Andrew and his family have been hard to find on any census after 1841 but no doubt a longer search in the future will throw up something.  It would appear, however, that as Aberdeen became more industrialised and more work was available in the city then the Booths moved from the land to the city.  A move which must have been in many way traumatic as condition in Aberdeen were quite different from those met before.  The close confines of the overpopulated tenements must have been a considerable culture shock at first to them. 

The move must have taken place about mid-19th century as Andrew was married to Christina Gibson in St. Nicholas parish in 1863.  At that time he was residing in St. Andrew's Street and by the time he married his second wife, Louisa, he was still in St. Andrew's Street but at a different number.  Louisa was living in Young Street at the time of this, her second, marriage.

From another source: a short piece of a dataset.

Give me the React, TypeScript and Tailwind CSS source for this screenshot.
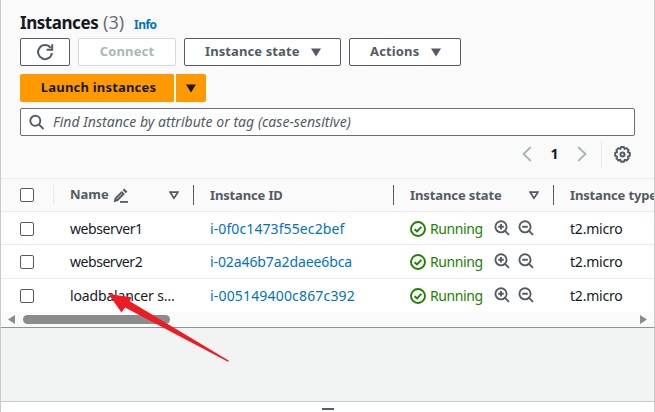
import type { ReactNode } from "react";

const rows = [
  { name: "webserver1", nameCls: "tracking-[-0.4px]", id: "i-0f0c1473f55ec2bef", idCls: "tracking-[0.1px]", h: "h-[33px] pt-[2px]" },
  { name: "webserver2", nameCls: "tracking-[-0.45px]", id: "i-02a46b7a2daee6bca", idCls: "tracking-[-0.1px]", h: "h-[34px] pt-px" },
  { name: "loadbalancer s…", nameCls: "tracking-[-0.15px]", id: "i-005149400c867c392", idCls: "tracking-[0.17px]", h: "h-[33px] pt-px" },
];

function Caret({ className = "" }: { className?: string }) {
  return (
    <svg width="10" height="9" viewBox="0 0 10 9" className={className}>
      <path d="M0 0.5h10L5 8.5z" fill="currentColor" />
    </svg>
  );
}

function SortIcon() {
  return (
    <svg width="10" height="9" viewBox="0 0 10 9" fill="none" stroke="#545b64" strokeWidth="1.7">
      <path d="M1.2 1.2h7.6L5 7.2z" />
    </svg>
  );
}

function Checkbox() {
  return <span className="block size-[14px] rounded-[2px] border border-[#545b64] bg-white" />;
}

function Magnifier({ plus }: { plus?: boolean }) {
  return (
    <svg width="16" height="16" viewBox="0 0 16 16" fill="none" stroke="#545b64" strokeWidth="1.9">
      <circle cx="7" cy="6.8" r="5.6" />
      <path d="M11 10.8l4 4M4.2 6.8h5.6" />
      {plus && <path d="M7 4v5.6" />}
    </svg>
  );
}

function StatusIcon() {
  return (
    <svg width="16" height="16" viewBox="0 0 16 16" fill="none" stroke="#1d8102" strokeWidth="1.9">
      <circle cx="8" cy="8" r="7" />
      <path d="M4.6 8.2l2.4 2.2 4.4-4.6" />
    </svg>
  );
}

function HeaderCell({ className, children }: { className: string; children: ReactNode }) {
  return (
    <div className={`flex h-full shrink-0 items-center font-bold whitespace-nowrap text-[#545b64] ${className}`}>
      {children}
    </div>
  );
}

function Divider({ className }: { className: string }) {
  return <span className={`h-5 w-px shrink-0 ${className}`} />;
}

export default function App() {
  return (
    <div className="relative h-[412px] w-[655px] overflow-hidden bg-[#f2f3f3] font-['Noto_Sans','Open_Sans',sans-serif] text-[13px] text-[#16191f]">
      <div className="flex h-full flex-col border-x border-[#c4cccc]">
        <section className="flex h-[328px] flex-col border-b border-[#879596] bg-[#fafafa]">
          <header className="flex h-[178px] flex-col pr-[19px] pl-[19px]">
            <div className="flex h-[38px] items-baseline pt-[9px] leading-[26px]">
              <h1 className="w-[83px] text-[17px] font-bold tracking-[-0.45px]">Instances</h1>
              <span className="w-[31px] text-[18px] text-[#687078]">(3)</span>
              <a className="text-[12px] font-bold tracking-[-0.5px] text-[#0073bb]">Info</a>
            </div>
            <div className="flex gap-2">
              <button className="flex h-7 w-[50px] items-center justify-center rounded-[2px] border border-[#545b64] bg-white">
                <svg width="18" height="18" viewBox="0 0 18 18" fill="none" stroke="#545b64" strokeWidth="2">
                  <path d="M16 10.2A7 7 0 1 1 14.6 4.8" />
                  <path d="M16.2 1.2v5.6h-5.6" />
                </svg>
              </button>
              <button className="flex h-7 w-[98px] items-center justify-center rounded-[2px] border border-[#d5dbdb] bg-white font-bold text-[#aab7b8]">
                <span className="tracking-[0.15px]">Connect</span>
              </button>
              <button className="flex h-7 w-[157px] items-center rounded-[2px] border border-[#545b64] bg-white pl-5 font-bold text-[#545b64]">
                <span className="w-[106px] text-left tracking-[0.1px]">Instance state</span>
                <Caret />
              </button>
              <button className="flex h-7 w-[112px] items-center rounded-[2px] border border-[#545b64] bg-white pl-5 font-bold text-[#545b64]">
                <span className="w-[61px] text-left tracking-[0.15px]">Actions</span>
                <Caret />
              </button>
            </div>
            <div className="mt-2 flex gap-[2px]">
              <button className="flex h-7 w-[154px] items-center justify-center rounded-l-[2px] bg-[#ff9900] pl-[3px] font-bold">
                <span className="tracking-[0.2px]">Launch instances</span>
              </button>
              <button className="flex h-7 w-[30px] items-center justify-center rounded-r-[2px] bg-[#ff9900]">
                <Caret />
              </button>
            </div>
            <div className="mt-[6px] flex h-7 items-center rounded-[2px] border border-[#687078] bg-white pl-2 text-[#545b64]">
              <svg width="16" height="16" viewBox="0 0 16 16" fill="none" stroke="#545b64" strokeWidth="1.9">
                <circle cx="6.3" cy="6.8" r="5" />
                <path d="M9.9 10.4l4.6 4.6" />
              </svg>
              <span className="mb-px ml-2 text-[14px] italic tracking-[0.03px]">Find Instance by attribute or tag (case-sensitive)</span>
            </div>
            <div className="mt-1 flex h-7 items-center justify-end">
              <svg width="10" height="16" viewBox="0 0 10 16" fill="none" stroke="#aab7b8" strokeWidth="2">
                <path d="M8.8 1L1.6 8l7.2 7" />
              </svg>
              <span className="mb-px w-[45px] text-center text-[14px] font-bold">1</span>
              <svg width="10" height="16" viewBox="0 0 10 16" fill="none" stroke="#aab7b8" strokeWidth="2">
                <path d="M1.2 1l7.2 7-7.2 7" />
              </svg>
              <span className="ml-[14px] h-7 w-px bg-[#eaeded]" />
              <svg className="mr-1 ml-3" width="17" height="17" viewBox="0.7 0.2 15.6 15.6" fill="none" stroke="#545b64" strokeWidth="1.8" strokeLinejoin="round">
                <path d="M7.2 1.2h2.6l.7 1.7 1.7-.7 1.9 1.9-.7 1.7 1.8.7v2.7l-1.8.7.7 1.7-1.9 1.9-1.7-.7-.7 1.8H7.2l-.7-1.8-1.7.7-1.9-1.9.7-1.7-1.8-.7V6.5l1.8-.7-.7-1.7 1.9-1.9 1.7.7z" />
                <circle cx="8.5" cy="8" r="1.9" />
              </svg>
            </div>
          </header>

          <div className="flex h-[34px] shrink-0 items-center overflow-hidden border-y border-[#eaeded]">
            <HeaderCell className="w-[52px] pl-[19px]"><Checkbox /></HeaderCell>
            <Divider className="bg-[#eaeded]" />
            <HeaderCell className="w-[139px] pl-4">
              <span className="w-[43px]">Name</span>
              <svg width="15" height="15" viewBox="0 0 15 15" fill="#545b64">
                <path d="M0.6 14.2l1.2-4.4 6.9-6.9 3.2 3.2L5 13z" />
                <path d="M9.6 2l1.6-1.5 3.2 3.1-1.6 1.6z" />
                <path d="M7 13h8v1.8H7z" />
                <path d="M3.2 10.6l5.5-5.4.8.8-5.5 5.4z" fill="#fafafa" fillOpacity="0.45" />
              </svg>
              <span className="ml-[41px]"><SortIcon /></span>
            </HeaderCell>
            <Divider className="bg-[#545b64]" />
            <HeaderCell className="w-[199px] pt-px pl-4"><span className="tracking-[-0.15px]">Instance ID</span></HeaderCell>
            <Divider className="bg-[#545b64]" />
            <HeaderCell className="w-[159px] pt-px pl-4">
              <span className="w-[119px] tracking-[-0.1px]">Instance state</span>
              <SortIcon />
            </HeaderCell>
            <Divider className="bg-[#545b64]" />
            <HeaderCell className="w-[100px] pt-px pl-4"><span className="tracking-[-0.15px]">Instance type</span></HeaderCell>
          </div>

          {rows.map((r, i) => (
            <div key={r.id} className={`flex shrink-0 items-center overflow-hidden bg-white text-[14px] whitespace-nowrap ${r.h} ${i < 2 ? "border-b border-[#eaeded]" : ""}`}>
              <div className="w-[69px] shrink-0 pl-[19px]"><Checkbox /></div>
              <div className="mb-[2px] w-[140px] shrink-0"><span className={r.nameCls}>{r.name}</span></div>
              <div className="mb-[2px] w-[200px] shrink-0 text-[#0073bb]"><span className={r.idCls}>{r.id}</span></div>
              <div className="flex w-[160px] shrink-0 items-center text-[#1d8102]">
                <StatusIcon />
                <span className="mb-px ml-1 w-[64px] tracking-[-0.4px]">Running</span>
                <span className="mb-[3px] flex gap-2">
                  <Magnifier plus />
                  <Magnifier />
                </span>
              </div>
              <div className="mb-[2px] shrink-0"><span className="tracking-[-0.2px]">t2.micro</span></div>
            </div>
          ))}

          <div className="flex flex-1 items-center bg-[#fafafa] pr-[7px] pl-[7px]">
            <svg width="7" height="9" viewBox="0 0 7 9"><path d="M7 0v9L0 4.5z" fill="#8b8b8b" /></svg>
            <span className="ml-2 h-[9px] w-[147px] rounded-full bg-[#8b8b8b]" />
            <svg className="ml-auto" width="7" height="9" viewBox="0 0 7 9"><path d="M0 0v9l7-4.5z" fill="#8b8b8b" /></svg>
          </div>
        </section>
        <div className="h-[73px]" />
        <footer className="flex h-[11px] justify-center border-t border-[#c4cccc] bg-white pt-[6px]">
          <span className="h-[2px] w-3 bg-[#545b64]" />
        </footer>
      </div>

      <svg className="absolute top-[290px] left-[105px]" width="130" height="76" viewBox="105 290 130 76">
        <path d="M108.5 294L131.5 297.3 129.8 301.2 229 360.8 228 361.8 125 307.5 121.5 312.5z" fill="#ed1c24" />
      </svg>
    </div>
  );
}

In Aberdeen Andrew worked as a Railway Carter and members of his close and more distant family had jobs in industry rather than on the land.  Some became Stone Polishers,  another was described as a Granite Polisher and there was also a Plasterer.  Andrew's son, George, the next Booth in the direct line, worked as a Ship's Steward and it was in this capacity that he arrived in Thurso while working on boats crossing to the Orkney Islands .

George was born at 1701/2  Gallowgate and with such a precise address I was confident of finding him there on the census of 1871.  However, neither George nor his family could be found and neither could the house.  The same problem arose 1881 but a further search there and in the 1891 census, which was not available when this part of tree was being researched, might yet be fruitful.

George married Williamina Gunn in Thurso in 1917 and they resided first at 5 Sutherland Cottages, then at 14 Riverside and when the new houses in Durness Street were completed, in the mid-1920s, they moved there.  It was here that they brought up their children and here that George died in 1965 at the age of 83 years.  His wife, Williamina, continued to live there for a further 13 years up to her death in 1978.